I've a question regarding to a statement written in this paper, "Generalized Integrated Interleaved Codes". The paper mentions that erasure decoding of Reed-Solomon (RS) code incurs no miscorrection, but error-only decoding of RS code incurs a high miscorrection rate if the correction capability is too low.
From my understanding, I think the difference between erasure decoding and error-only decoding is that erasure decoding does not require to compute the error locations. On the other hand, error-only decoding requires to know the error locations, which can be computed by Berlekamp–Massey algorithm. I wonder if the miscorrection for error-only decoding comes from computing the wrong error locations? If yes, why the miscorrection rate is related to the correction capability of the RS code?
Yes. For example, consider an RS code with 6 parities, which can correct 3 errors. Assume that 4 errors have occurred, and that a 3 error correction attempt created an additional 3 errors, for a total of 7 errors. It will produce a valid codeword, but the wrong codeword.
There are situations where the probability of miscorrection can be lowered. If the message is a shortened message, say 64 bytes of data and 6 parities for a total of 70 bytes, then if a 3 error case produces an invalid location, miscorrection can be avoided. In this case, the odds of 3 random locations being valid is (70/255)^3 ~= .02 (2%).
Another way to avoid miscorrection is to not use all of the parities for correction. With 6 parities, the correction could be limited to 2 errors, leaving 2 parities for detection purposes. Or use 7 parities, for 3 error correction, with 1 parity used for detection.
Follow up based on comments:
First note that there are 3 decoders that can be used for BCH view Reed Solomon: PGZ (Peterson Gorenstein Zierler) matrix decoder, BKM (Berlekamp Massey) discrepancy decoder , and Sugiyama's extended Euclid decoder. PGZ has greater time complexity O((n-k)^3) than BKM or Euclid, so most implementations use BKM or Euclid. You can read a bit more about these decoders here:
https://en.wikipedia.org/wiki/Reed%E2%80%93Solomon_error_correction
Getting back to 6 parities, 4 errors. All valid RS(n+6, n) codewords differ from each other by at least 7 elements. If 4 of the elements of a message are in error, there may be a valid codeword that differs by only 3 more elements from that message with 4 error elements, and in this case, all 3 decoders will find that the message differs from a valid codeword by 3 elements, and "correct" those 3 elements to produce a valid codeword, but in this case the wrong valid codeword, which will differ by 7 elements from the original codeword. With 5 elements in error, a 2 or 3 error miscorrection could occur, and with 6 or more elements in error, a 1 or 2 or 3 error miscorrection could occur.

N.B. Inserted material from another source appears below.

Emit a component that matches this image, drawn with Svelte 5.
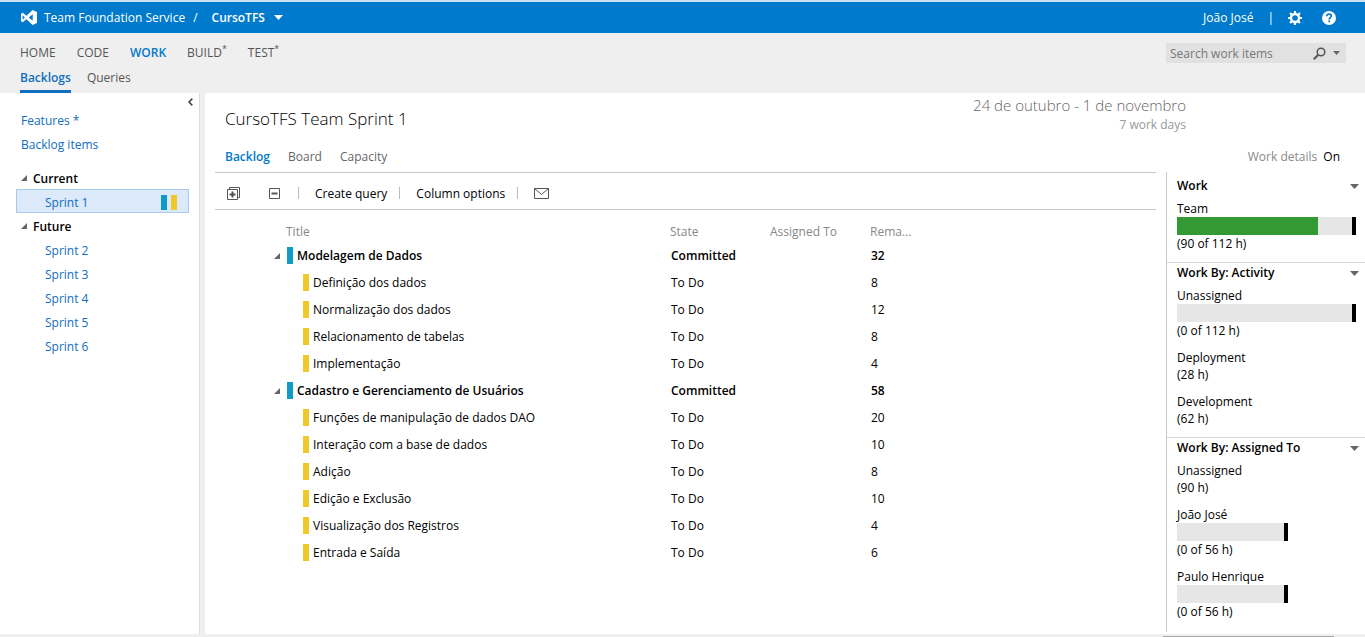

Invalid location - consider a RS code based on GF(2^8), which allows for a message size up to 255 bytes. Valid locations for a 255 byte message are 0 to 254. If the message size is less than 255 bytes, for example 64 data + 6 parity = 70 bytes, then locations 0 to 69 are valid, while locations 70 to 254 are invalid. In what would otherwise be a case of miscorrection, if a calculated location is out of range, then the decoder has detected an uncorrectable message, rather than miscorrect it. Assume a garbled message and that the decoder generates 3 random locations in the range 0 to 254, the probability of all 3 being in the range 0 to 69 is (70/255)^3.
Another case where miscorrection is avoided is when the number of distinct roots of the error locator polynomial does not match the degree of the polynomial. Consider a 3 error case with generated error locator polynomial x^3 + a x^2 + b x + c. If there are more than 3 errors in the message, then the generated polynomial may have less than 3 distinct roots, such as a double root, or zero roots, or ... , in which case miscorrection is avoided and the message is detected as being uncorrectable.